# PROBLEM DESCRIPTION
Pictures stay out of this copy, which runs from the first line of the material through the line containing "401, 399, 402];".

# MATERIAL PROVIDED
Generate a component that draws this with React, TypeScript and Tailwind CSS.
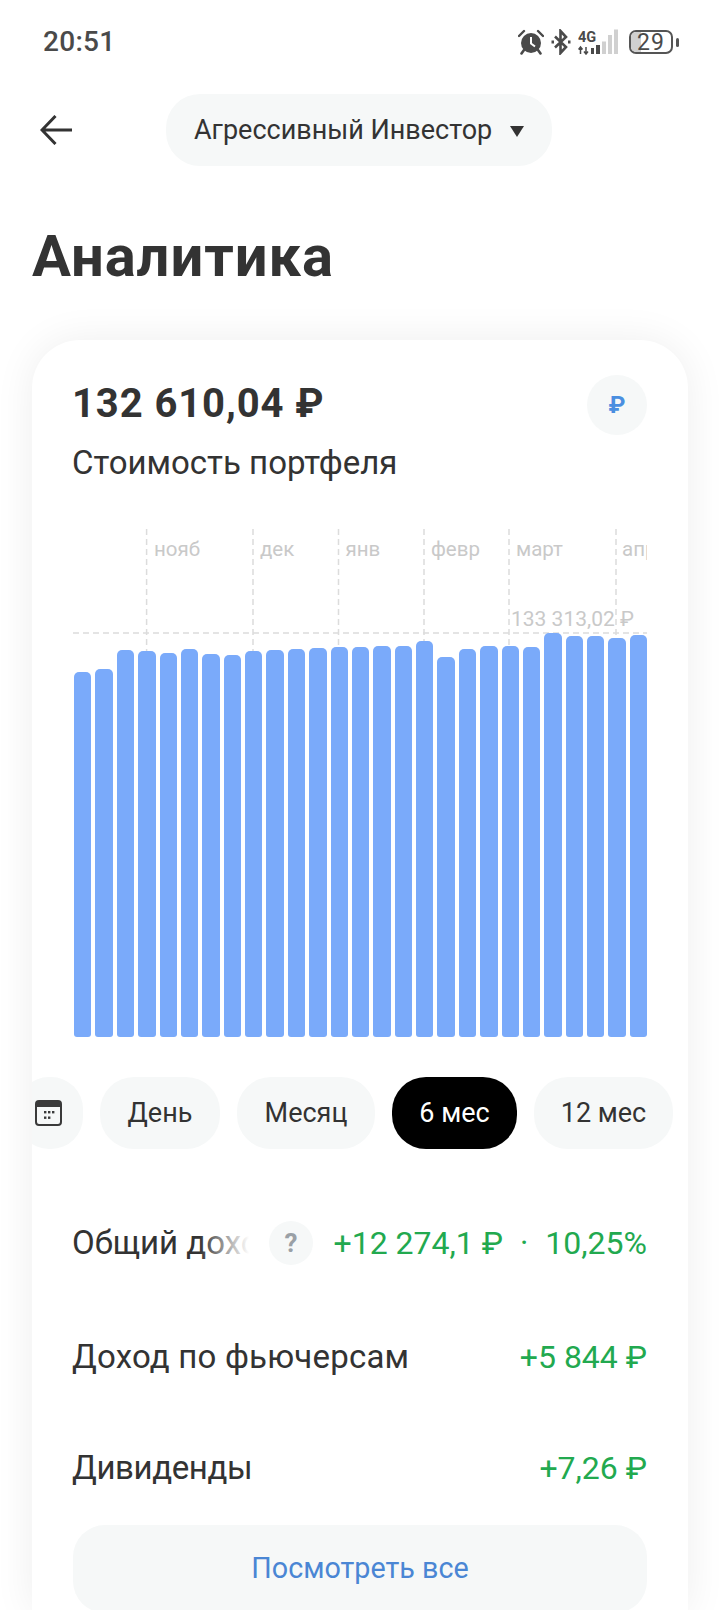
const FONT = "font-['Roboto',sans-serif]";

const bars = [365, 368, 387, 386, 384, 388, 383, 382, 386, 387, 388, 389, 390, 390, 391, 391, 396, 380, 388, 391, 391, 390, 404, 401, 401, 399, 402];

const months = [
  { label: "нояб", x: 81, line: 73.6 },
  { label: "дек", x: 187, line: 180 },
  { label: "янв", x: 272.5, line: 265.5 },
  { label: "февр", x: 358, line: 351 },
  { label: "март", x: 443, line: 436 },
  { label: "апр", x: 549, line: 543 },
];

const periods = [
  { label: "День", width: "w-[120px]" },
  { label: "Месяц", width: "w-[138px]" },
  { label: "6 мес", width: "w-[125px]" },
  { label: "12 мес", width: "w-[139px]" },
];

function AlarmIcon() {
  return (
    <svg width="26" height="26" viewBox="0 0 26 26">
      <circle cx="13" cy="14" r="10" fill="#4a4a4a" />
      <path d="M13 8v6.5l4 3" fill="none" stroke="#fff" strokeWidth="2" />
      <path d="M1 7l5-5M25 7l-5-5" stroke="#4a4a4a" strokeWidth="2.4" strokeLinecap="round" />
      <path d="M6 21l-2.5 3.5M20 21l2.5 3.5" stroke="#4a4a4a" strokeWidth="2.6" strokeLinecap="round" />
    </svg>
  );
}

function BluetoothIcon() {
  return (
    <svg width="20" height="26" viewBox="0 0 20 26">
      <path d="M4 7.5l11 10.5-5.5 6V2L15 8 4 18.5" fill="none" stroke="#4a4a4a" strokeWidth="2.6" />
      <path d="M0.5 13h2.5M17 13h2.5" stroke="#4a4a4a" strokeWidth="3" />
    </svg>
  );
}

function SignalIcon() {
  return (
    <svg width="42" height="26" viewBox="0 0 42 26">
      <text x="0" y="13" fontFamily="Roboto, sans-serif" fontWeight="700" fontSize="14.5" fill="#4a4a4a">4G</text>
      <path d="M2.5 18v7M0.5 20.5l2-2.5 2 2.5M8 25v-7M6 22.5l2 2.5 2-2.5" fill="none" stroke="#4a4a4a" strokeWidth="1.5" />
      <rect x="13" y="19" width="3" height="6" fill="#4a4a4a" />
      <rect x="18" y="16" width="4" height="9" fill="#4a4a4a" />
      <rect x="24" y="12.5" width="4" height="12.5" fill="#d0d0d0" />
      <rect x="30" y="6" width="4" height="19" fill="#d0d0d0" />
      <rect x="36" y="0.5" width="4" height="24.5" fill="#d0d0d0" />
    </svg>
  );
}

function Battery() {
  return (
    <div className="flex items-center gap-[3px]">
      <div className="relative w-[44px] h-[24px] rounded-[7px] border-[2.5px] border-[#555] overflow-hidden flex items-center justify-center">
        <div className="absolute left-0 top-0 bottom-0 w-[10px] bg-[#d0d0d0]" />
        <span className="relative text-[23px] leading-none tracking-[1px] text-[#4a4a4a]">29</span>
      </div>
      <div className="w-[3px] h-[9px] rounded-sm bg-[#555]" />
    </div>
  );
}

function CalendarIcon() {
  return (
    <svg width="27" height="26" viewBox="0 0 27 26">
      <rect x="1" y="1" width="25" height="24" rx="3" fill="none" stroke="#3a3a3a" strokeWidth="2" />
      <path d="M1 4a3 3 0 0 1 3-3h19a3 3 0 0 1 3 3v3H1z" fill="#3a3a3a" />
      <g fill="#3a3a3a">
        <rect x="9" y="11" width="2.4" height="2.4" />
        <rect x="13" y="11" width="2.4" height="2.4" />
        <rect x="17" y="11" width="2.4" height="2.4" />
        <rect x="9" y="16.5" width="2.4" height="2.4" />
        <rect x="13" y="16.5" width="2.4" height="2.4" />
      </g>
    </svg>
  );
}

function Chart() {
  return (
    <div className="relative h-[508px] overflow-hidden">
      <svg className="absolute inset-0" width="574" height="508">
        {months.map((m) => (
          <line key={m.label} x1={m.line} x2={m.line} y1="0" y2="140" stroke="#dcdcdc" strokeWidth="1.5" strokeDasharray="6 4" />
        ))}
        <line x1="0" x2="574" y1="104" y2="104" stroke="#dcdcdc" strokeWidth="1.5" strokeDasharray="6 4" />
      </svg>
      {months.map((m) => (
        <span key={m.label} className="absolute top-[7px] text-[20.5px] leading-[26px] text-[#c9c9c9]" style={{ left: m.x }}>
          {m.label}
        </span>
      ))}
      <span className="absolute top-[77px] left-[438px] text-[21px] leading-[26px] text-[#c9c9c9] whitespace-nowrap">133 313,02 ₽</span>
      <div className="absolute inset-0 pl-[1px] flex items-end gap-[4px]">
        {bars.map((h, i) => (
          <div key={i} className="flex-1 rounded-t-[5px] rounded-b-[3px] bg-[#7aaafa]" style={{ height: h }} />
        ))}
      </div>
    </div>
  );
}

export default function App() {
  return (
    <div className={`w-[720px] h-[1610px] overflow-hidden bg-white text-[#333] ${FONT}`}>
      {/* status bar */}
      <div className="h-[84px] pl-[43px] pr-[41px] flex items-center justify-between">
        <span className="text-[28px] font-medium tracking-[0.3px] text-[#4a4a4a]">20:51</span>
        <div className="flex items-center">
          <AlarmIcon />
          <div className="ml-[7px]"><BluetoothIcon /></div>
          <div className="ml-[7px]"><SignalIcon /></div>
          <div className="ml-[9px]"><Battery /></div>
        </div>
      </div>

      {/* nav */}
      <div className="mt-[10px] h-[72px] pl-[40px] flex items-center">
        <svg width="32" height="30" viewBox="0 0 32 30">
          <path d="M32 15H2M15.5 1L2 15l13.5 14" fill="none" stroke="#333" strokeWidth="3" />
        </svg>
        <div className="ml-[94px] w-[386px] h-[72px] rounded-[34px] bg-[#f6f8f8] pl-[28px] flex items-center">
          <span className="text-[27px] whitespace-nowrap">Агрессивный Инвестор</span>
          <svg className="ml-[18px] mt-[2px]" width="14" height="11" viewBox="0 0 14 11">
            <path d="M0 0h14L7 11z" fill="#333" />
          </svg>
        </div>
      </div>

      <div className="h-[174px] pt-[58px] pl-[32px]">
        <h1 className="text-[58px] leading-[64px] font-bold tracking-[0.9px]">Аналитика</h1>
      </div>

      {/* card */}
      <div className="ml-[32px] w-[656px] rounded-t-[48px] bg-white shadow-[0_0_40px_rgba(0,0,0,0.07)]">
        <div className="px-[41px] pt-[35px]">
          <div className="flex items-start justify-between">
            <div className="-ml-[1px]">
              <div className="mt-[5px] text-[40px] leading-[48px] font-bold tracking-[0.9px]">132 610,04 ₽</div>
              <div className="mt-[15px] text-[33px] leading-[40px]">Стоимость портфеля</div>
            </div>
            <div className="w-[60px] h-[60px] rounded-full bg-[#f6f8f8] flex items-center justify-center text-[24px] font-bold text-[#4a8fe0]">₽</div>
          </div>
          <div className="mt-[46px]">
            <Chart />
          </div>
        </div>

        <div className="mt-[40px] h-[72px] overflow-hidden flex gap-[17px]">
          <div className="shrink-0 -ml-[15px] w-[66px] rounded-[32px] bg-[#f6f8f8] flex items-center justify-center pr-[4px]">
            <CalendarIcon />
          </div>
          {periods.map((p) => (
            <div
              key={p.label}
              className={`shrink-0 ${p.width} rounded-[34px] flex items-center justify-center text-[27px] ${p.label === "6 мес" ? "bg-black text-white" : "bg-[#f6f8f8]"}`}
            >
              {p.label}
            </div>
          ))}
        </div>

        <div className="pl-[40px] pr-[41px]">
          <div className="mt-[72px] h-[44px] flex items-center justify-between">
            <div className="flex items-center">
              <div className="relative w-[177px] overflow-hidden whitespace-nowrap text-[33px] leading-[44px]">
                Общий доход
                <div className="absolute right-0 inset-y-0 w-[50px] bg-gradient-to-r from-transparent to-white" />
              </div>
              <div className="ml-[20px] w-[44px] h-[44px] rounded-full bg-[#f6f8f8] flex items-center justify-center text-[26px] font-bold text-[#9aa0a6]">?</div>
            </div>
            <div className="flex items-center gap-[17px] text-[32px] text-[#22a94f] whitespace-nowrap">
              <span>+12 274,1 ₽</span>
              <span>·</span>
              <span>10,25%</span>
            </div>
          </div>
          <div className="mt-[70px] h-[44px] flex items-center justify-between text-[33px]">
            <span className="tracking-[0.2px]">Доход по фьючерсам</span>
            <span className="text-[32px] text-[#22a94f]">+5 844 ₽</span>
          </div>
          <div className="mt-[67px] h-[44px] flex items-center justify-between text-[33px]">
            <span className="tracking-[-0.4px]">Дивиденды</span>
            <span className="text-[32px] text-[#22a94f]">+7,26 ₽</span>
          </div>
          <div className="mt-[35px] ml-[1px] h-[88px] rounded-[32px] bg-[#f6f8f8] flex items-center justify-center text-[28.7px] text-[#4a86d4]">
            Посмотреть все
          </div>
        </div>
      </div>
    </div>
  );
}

# EXPECTED ANSWER
Generate a component that draws this with React, TypeScript and Tailwind CSS.
const FONT = "font-['Roboto',sans-serif]";

const bars = [365, 368, 387, 386, 384, 388, 383, 382, 386, 387, 388, 389, 390, 390, 391, 391, 396, 380, 388, 391, 391, 390, 404, 401, 401, 399, 402];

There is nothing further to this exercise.